Investors love stocks that consistently beat the Street without getting ahead of their fundamentals and risking a meltdown. The best stocks offer sustainable market-beating gains, with robust and improving financial metrics that support strong price growth. Does Hasbro (NASDAQ:HAS) fit the bill? Let's take a look at what its recent results tell us about its potential for future gains.

What we're looking for
The graphs you're about to see tell Hasbro's story, and we'll be grading the quality of that story in several ways:

  • Growth: Are profits, margins, and free cash flow all increasing?
  • Valuation: Is share price growing in line with earnings per share?
  • Opportunities: Is return on equity increasing while debt to equity declines?
  • Dividends: Are dividends consistently growing in a sustainable way?

What the numbers tell you
Now, let's take a look at Hasbro's key statistics:

HAS Total Return Price data by YCharts.

Passing Criteria

3-Year* Change

Grade

Revenue growth > 30%

2.4%

Fail

Improving profit margin

(10.9%)

Fail

Free cash flow growth > Net income growth

(11.1%) vs. (8.7%)

Fail

Improving EPS

(0.8%)

Fail

Stock growth (+ 15%) < EPS growth

32.3% vs. (0.8%)

Fail

Source: YCharts.*Period begins at end of Q1 2011.

HAS Return on Equity (TTM) data by YCharts.

Passing Criteria

3-Year* Change

Grade

Improving return on equity

(6.7%)

Fail

Declining debt to equity

(6.4%)

Pass

Dividend growth > 25%

43.3%

Pass

Free cash flow payout ratio < 50%

88.5%

Fail

Source: YCharts. *Period begins at end of Q1 2011.

How we got here and where we're going
We first looked at Hasbro last year, and it has lost four passing grades in its second assessment to finish with a meager two out of nine possible passes today. Over the past three years, Hasbro's minuscule top line growth has not been surpassed by greater momentum on the bottom line, resulting in weaker profit margins and diminished free cash flow levels. However, the company remains committed to raising its dividend payments, which has spiked its free cash flow payout ratio to 88.5%, leaving very little room for error in the future. Will Hasbro be able to improve its mediocre metrics and produce stronger growth in the future, or will the toy maker be hampered by fundamental weaknesses in the end? Let's dig a little deeper to find out.

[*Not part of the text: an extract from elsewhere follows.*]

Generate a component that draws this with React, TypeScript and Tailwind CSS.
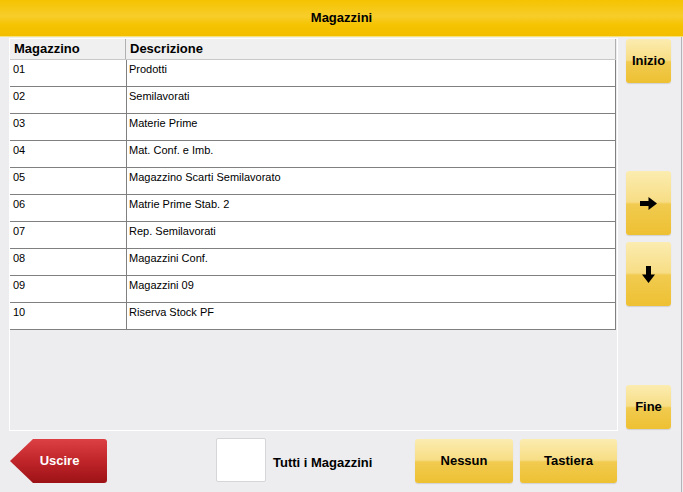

Hasbro recently reported better-than-expected revenue and earnings per share in its first-quarter earnings, an outperformance that rode strong performance in the girl-friendly My Little Pony brand and the Nerf Rebelle bow -- a line of soft-tip dart blasters for girls. Fool consumer goods specialist Rick Munarriz notes that Hasbro's new purple and pink weaponry has enjoyed positive momentum thanks to the massive popularity of arrow-slinging heroines in Brave and The Hunger Games. CEO Brian Goldner noted that the company's product and licensing initiatives continue to receive strong retailer support both in-store and online around the world, and Hasbro has a long history of executing on multiple levels to engage customers with tie-ins to movies and animated series. Hasbro's own licenses have already generated billions in worldwide revenue at the box office as well.

Over the past few years, Hasbro's partially owned Hub TV network has continued to showcase animated Transformers shows to sustain viewer interest during the downtime Michael Bay needs to add more explosions to the live-action Transformers films. The company has been pushing Transformers: Age of Extinction hard in advance of its June 27 release. Hasbro is also teaming up with 3-D printing leader 3D Systems to customize toys for children with 3-D printing.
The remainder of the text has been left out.